Some examples of the Innocent include Cinderella, Alice (Alice’s Adventures in Wonderland), Dorothy (The Wizard of Oz), and Forrest Gump.


The Outcast is a character who is separated from society due to an impairment or an advantage that sets him/her apart from others. This hero-character is banished from a social group for some real or imagined crime against his/her fellow man, usually destined to wander from place to place apart. The Outcast is often seen as The Other, and that status or essential Otherness makes heroism possible.

A classical literary example is Ralph Ellison’s narrator in Invisible Man. A modern example is Juno MacGuff from Juno. 

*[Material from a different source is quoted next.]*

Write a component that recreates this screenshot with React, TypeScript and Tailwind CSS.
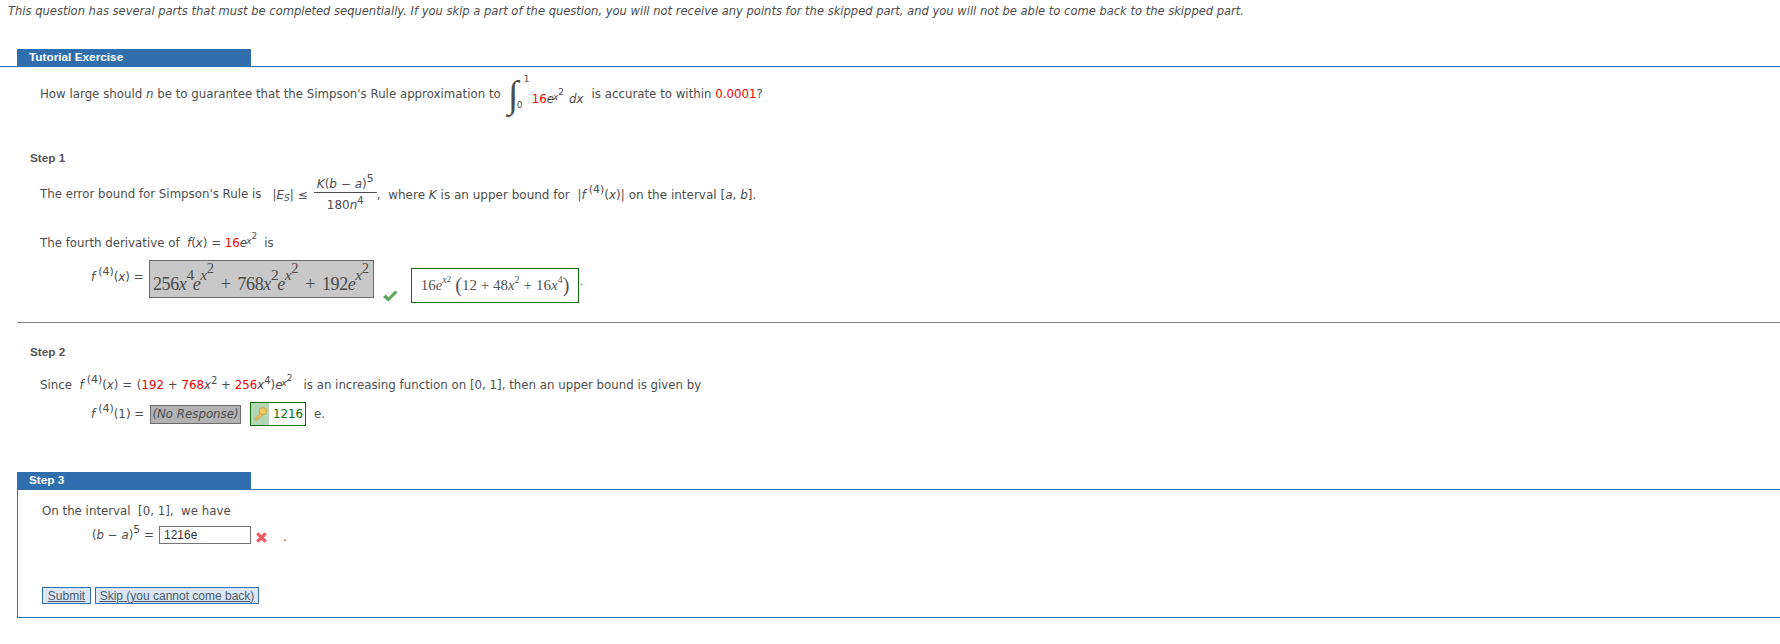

The Initiates are young heroes or heroines who must go through some training and ceremony before undertaking their quest. This group of companions progress through the situational archetype known as Initiation, where they come into their maturity with new awareness and problems. The Initiates are loyal companions willing to face hardship and ordeal in order to stay together. This archetype often combines the Innocent archetype with a Young Man from the Provinces archetype. The Initiates often find themselves under the tutelage of another archetypal figure known as the Mentor.

Modern examples of the Initiates include the young mutants in Marvel’s X-Men comics, as well as the main characters in Netflix’s Stranger Things series.

As writers, archetypes are tools we get to manipulate while fashioning our stories. The classical definition of a Hero has set a solid foundation for these 10 Hero-Character types to grow from. Some of these archetypes might be better suited for certain types of stories, but they are all potentially engaging protagonists that can all emotionally connect with a reader.